Currently, an FPI or a beneficial owner is allowed to hold up to 10 per cent in a listed stock.

The sources said the proposal had already been discussed by the DEA and Sebi and is awaiting feedback from the Prime Minister’s Office (PMO).

“The markets regulator and the ministry of finance have been working out various modalities pertaining to FPI investments from China and other neighbouring countries (Pakistan, Afghanistan, Nepal, Bhutan, Bangladesh, and Myanmar). These include lowering the investment threshold,” said a government source privy to the discussion.

Other measures being considered include relatively stringent know your customer (KYC) norms and a separate standard operating procedure (SOP) for approval, renewal, and fresh investment from these neighbouring countries.

The sources said the proposal in this regard had been sent to the PMO for vetting given its impact on the bilateral relations with India’s neighbours.

“The regulator and the ministry concerned are awaiting the PMO response on the matter,” said the source cited above.

Experts say while there could be a desire to lower investment cap, there may be implementation challenges.

“If the government decides to restrict FPI investments from border countries, it will be interesting to see whether the restrictions are placed on FPIs based in those countries or beneficial owners based in those countries, or both.

“Also, we need to see whether such FPIs will be completely prohibited from making fresh investments without government approval or whether they will be allowed to invest freely subject to a lower than 10 per cent cap,” said Rajesh Gandhi, partner, Deloitte India.

At present, the investment by an FPI cannot exceed 10 per cent of the paid-up capital of an Indian company.

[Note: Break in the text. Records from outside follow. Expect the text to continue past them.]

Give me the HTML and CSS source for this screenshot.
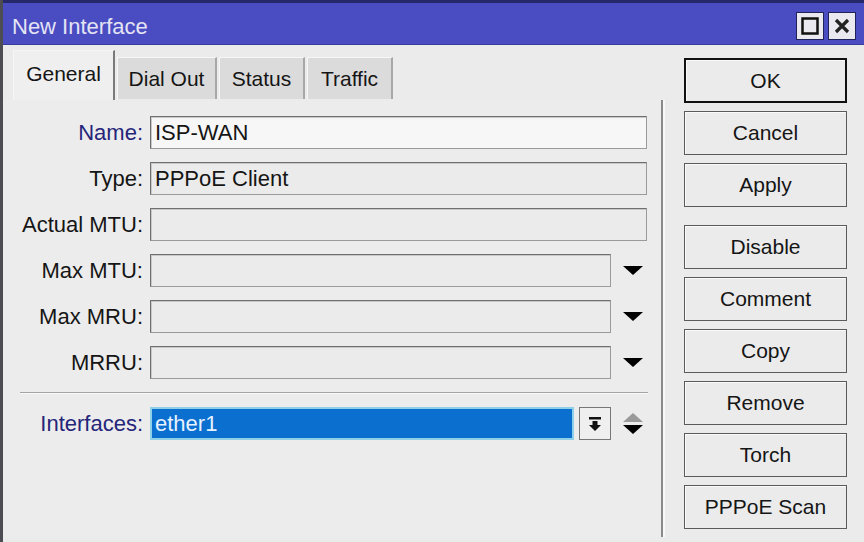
FILE: index.html
```html
<!DOCTYPE html>
<html>
<head>
    <title>New Interface</title>
    <link rel="stylesheet" href="styles.css">
</head>
<body>
<div class="window">
    <div class="titlebar">
        <span class="title">New Interface</span>
        <div class="winbtns">
            <span class="winbtn">
                <svg width="18" height="18" viewBox="0 0 18 18"><rect x="1.5" y="1.5" width="15" height="15" fill="none" stroke="#111" stroke-width="2.5"/></svg>
            </span>
            <span class="winbtn">
                <svg width="16" height="16" viewBox="0 0 16 16"><path d="M2 2 L14 14 M14 2 L2 14" stroke="#222" stroke-width="3.2"/></svg>
            </span>
        </div>
    </div>
    <div class="main">
        <div class="tabsarea">
            <div class="tabs">
                <div class="tab active">General</div>
                <div class="tab">Dial Out</div>
                <div class="tab">Status</div>
                <div class="tab">Traffic</div>
            </div>
            <div class="panel">
                <div class="row">
                    <span class="label key">Name:</span>
                    <div class="field"><div class="input white">ISP-WAN</div></div>
                </div>
                <div class="row">
                    <span class="label">Type:</span>
                    <div class="field"><div class="input">PPPoE Client</div></div>
                </div>
                <div class="row">
                    <span class="label">Actual MTU:</span>
                    <div class="field"><div class="input"></div></div>
                </div>
                <div class="row">
                    <span class="label">Max MTU:</span>
                    <div class="field"><div class="input"></div><span class="drop"><i class="tri down"></i></span></div>
                </div>
                <div class="row">
                    <span class="label">Max MRU:</span>
                    <div class="field"><div class="input"></div><span class="drop"><i class="tri down"></i></span></div>
                </div>
                <div class="row">
                    <span class="label">MRRU:</span>
                    <div class="field"><div class="input"></div><span class="drop"><i class="tri down"></i></span></div>
                </div>
                <div class="separator"></div>
                <div class="row">
                    <span class="label key">Interfaces:</span>
                    <div class="field">
                        <div class="input selected">ether1</div>
                        <span class="smallbtn">
                            <svg width="14" height="16" viewBox="0 0 14 16"><rect x="1" y="1" width="12" height="2.5" fill="#111"/><path d="M4.5 5 H9.5 V9 H13 L7 15 L1 9 H4.5 Z" fill="#111"/></svg>
                        </span>
                        <span class="drop updown"><i class="tri up"></i><i class="tri down"></i></span>
                    </div>
                </div>
            </div>
        </div>
        <div class="actions">
            <div class="btn default">OK</div>
            <div class="btn">Cancel</div>
            <div class="btn">Apply</div>
            <div class="btn spaced">Disable</div>
            <div class="btn">Comment</div>
            <div class="btn">Copy</div>
            <div class="btn">Remove</div>
            <div class="btn">Torch</div>
            <div class="btn">PPPoE Scan</div>
        </div>
    </div>
</div>
</body>
</html>
```

FILE: styles.css
```css
body {
    margin: 0;
    background-color: #ebebeb;
    font-family: "Liberation Sans", Arial, sans-serif;
    font-size: 21px;
    color: #151515;
}

.window {
    width: 864px;
    height: 542px;
    box-sizing: border-box;
    border-left: 3px solid #4c4c52;
    overflow: hidden;
}

.titlebar {
    height: 45px;
    box-sizing: border-box;
    background-color: #4a4cc2;
    border-top: 3px solid #26286a;
    border-bottom: 1px solid #3a3c9a;
    display: flex;
    align-items: center;
    justify-content: space-between;
    padding: 0 8px 0 9px;
}

.title {
    color: #e4e4f4;
    font-size: 22px;
    margin-top: 6px;
}

.winbtns {
    display: flex;
    gap: 4px;
    margin-top: 4px;
}

.winbtn {
    width: 26px;
    height: 26px;
    background-color: #e9e9ef;
    border: 1px solid #20225a;
    display: flex;
    align-items: center;
    justify-content: center;
}

.main {
    display: flex;
    padding-top: 5px;
}

.tabsarea {
    width: 660px;
}

.tabs {
    display: flex;
    align-items: flex-end;
    height: 50px;
    padding-left: 10px;
    gap: 2px;
}

.tab {
    height: 42px;
    box-sizing: border-box;
    background-color: #dbdbdb;
    border-top: 1px solid #f6f6f6;
    border-left: 1px solid #f6f6f6;
    border-right: 2px solid #a8a8a8;
    display: flex;
    align-items: center;
    justify-content: center;
    margin-bottom: 1px;
    font-size: 21px;
}

.tab:nth-child(1) { width: 102px; }
.tab:nth-child(2) { width: 100px; }
.tab:nth-child(3) { width: 86px; }
.tab:nth-child(4) { width: 86px; }

.tab.active {
    height: 50px;
    margin-bottom: 0;
    background-color: #efefef;
    border-right: 2px solid #7a7a7a;
    padding-bottom: 4px;
}

.panel {
    height: 437px;
    box-sizing: border-box;
    background-color: #ececec;
    border-right: 2px solid #8a8a8a;
    box-shadow: 2px 0 0 #f8f8f8;
    padding: 16px 14px 0 0;
    display: flex;
    flex-direction: column;
    gap: 13px;
}

.row {
    display: grid;
    grid-template-columns: 140px 1fr;
    column-gap: 7px;
    align-items: center;
    height: 33px;
}

.label {
    text-align: right;
    white-space: nowrap;
    font-size: 22px;
}

.label.key {
    color: #25257a;
}

.field {
    display: flex;
    align-items: center;
    height: 33px;
}

.input {
    flex: 1;
    height: 33px;
    box-sizing: border-box;
    border: 1px solid #707070;
    border-right-color: #9a9a9a;
    border-bottom-color: #9a9a9a;
    box-shadow: inset 1px 1px 0 #c8c8c8;
    background-color: #ebebeb;
    padding-left: 4px;
    line-height: 31px;
    white-space: nowrap;
    font-size: 22px;
}

.input.white {
    background-color: #f7f7f7;
}

.input.selected {
    background-color: #0b6fcf;
    color: #e6f2ff;
    border: 2px solid #8fd0e8;
    box-shadow: none;
    line-height: 29px;
    padding-left: 3px;
    margin-right: 5px;
}

.smallbtn {
    width: 32px;
    height: 33px;
    box-sizing: border-box;
    border: 1px solid #777;
    background-color: #efefef;
    display: flex;
    align-items: center;
    justify-content: center;
}

.drop {
    width: 36px;
    box-sizing: border-box;
    padding-left: 8px;
    display: flex;
    flex-direction: column;
    align-items: center;
    justify-content: center;
    gap: 3px;
}

.tri {
    display: block;
    width: 0;
    height: 0;
    border-left: 10px solid transparent;
    border-right: 10px solid transparent;
}

.tri.down {
    border-top: 9px solid #000;
}

.tri.up {
    border-bottom: 9px solid #9a9a9a;
}

.separator {
    height: 0;
    margin: 0 0 0 17px;
    border-top: 1px solid #a3a3a3;
    border-bottom: 1px solid #fafafa;
    width: 628px;
}

.actions {
    margin-left: 21px;
    padding-top: 8px;
    display: flex;
    flex-direction: column;
    gap: 8px;
}

.btn {
    width: 163px;
    height: 44px;
    box-sizing: border-box;
    border: 1px solid #5a5a5a;
    box-shadow: inset 1px 1px 0 #fafafa;
    background-color: #ebebeb;
    display: flex;
    align-items: center;
    justify-content: center;
    font-size: 21px;
}

.btn.default {
    height: 45px;
    border: 2px solid #111;
}

.btn.spaced {
    margin-top: 10px;
}
```
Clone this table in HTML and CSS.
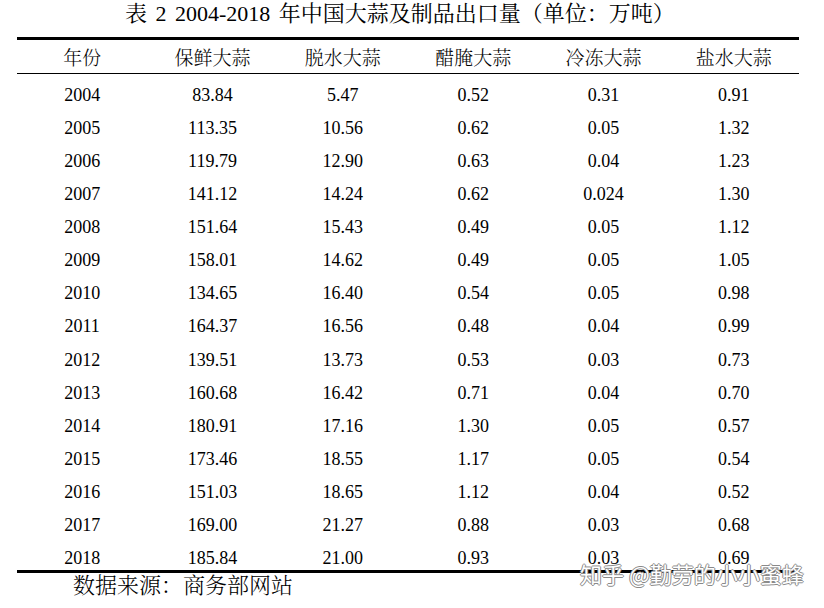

All FPIs taken together cannot acquire more than 24 per cent of the paid-up capital of an Indian company.

According to the Sebi regulations, FPIs are not allowed to invest in unlisted shares, and investment in unlisted entities will be treated as an FDI.

Recently, the Centre had tightened the FDI policy for the seven neighbouring nations, with focus on China.

“The step to cap FPI investments will definitely put more barriers on investments from China (given the earlier announcement of pre-scrutiny of FDI from the seven neighbouring countries).

“This step, however, seems retrograde, given that unlike FDI, FPI investors generally exercise no control or direct ownership in the investee entity and are financial investors mostly driven by short-term profits, rather than long-term strategic investments,” said Atul Pandey, partner, Khaitan & Co.

At present, China doesn’t feature among the top 10 jurisdictions when it comes to FPI investments in India.

However, a sharp jump in FPI investments from China during the March quarter amid market meltdown had raised many eyebrows.

FPI investments from China jumped more than 4 times during the March quarter.

This was mainly on account of the People’s Bank of China raising its stake in mortgage lender HDFC.

Experts said Chinese FPI into India is higher than reported as holdings below 1 per cent don’t get captured and reported that easily.